Bishop Seabury Academy is a private, co-educational, Episcopal middle school and high school (grades 6–12) in Lawrence, Kansas. The school is accredited by ISACS (Independent Schools Association of the Central States) and is a member of KSHSAA. It is named for Samuel Seabury, first bishop of the Episcopal Church in the United States and a British Loyalist during the American Revolution. It is currently one of two private middle/high schools in Lawrence.

== History ==
Bishop Seabury Academy was founded in 1997. The Academy opened with about 32 students at 1411 E. 1850 Road, east of Lawrence in what used to be the Kaw Valley School. Kris Pueschel was the head of school until February 2001. Chris Carter was installed as the new head of school in the 2001–02 school year. In the spring of 2002, Brendan Mark became the school's first graduate.

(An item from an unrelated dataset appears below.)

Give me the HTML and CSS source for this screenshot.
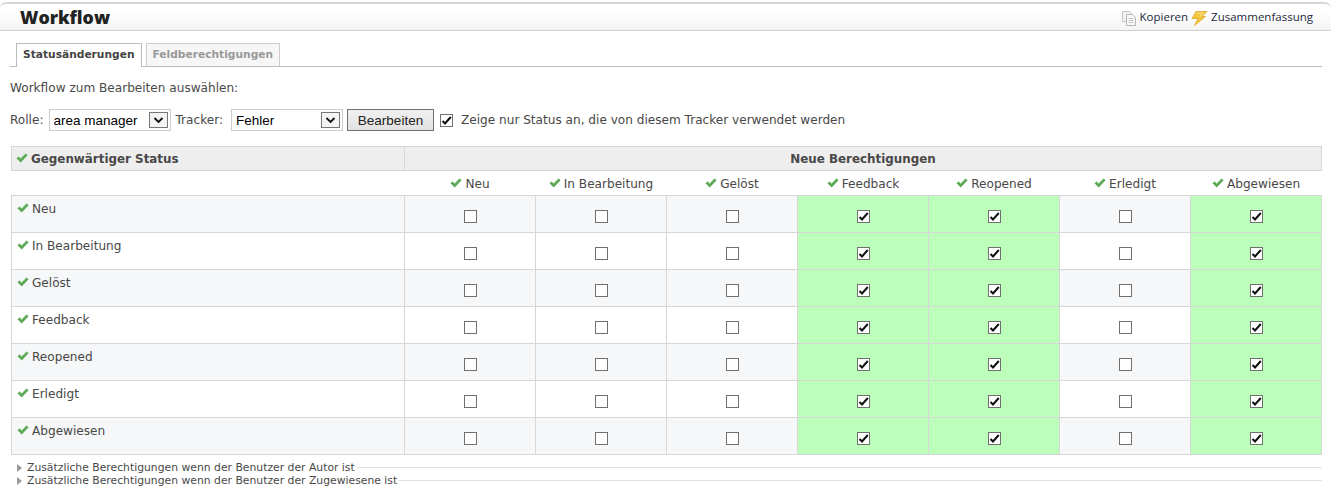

In 2003, the school purchased the Alvamar Raquetball & Tennis Club and renovated the space to create a new campus that opened its doors on August 20 to 113 students. In December 2006, the school announced a $1.5 million 10th Anniversary Capital Campaign to add Reese Hall, a building to house fine arts and languages.

In 2007, Carter resigned and Don Schawang, who had taught at the school since 2000, was appointed Headmaster. In 2012, with the addition of a 6th grade, the school raised $1.18 million to expand the campus and add a FEMA emergency shelter. In 2016, the Academy was named #1 Private School in Kansas by Niche, and the school has retained that position for almost every year since.

In 2018, the student population had nearly doubled since moving to the Clinton Parkway campus in 2003, and the school launched a new capital campaign to fund its most significant campus expansion, which was completed for fall of 2020.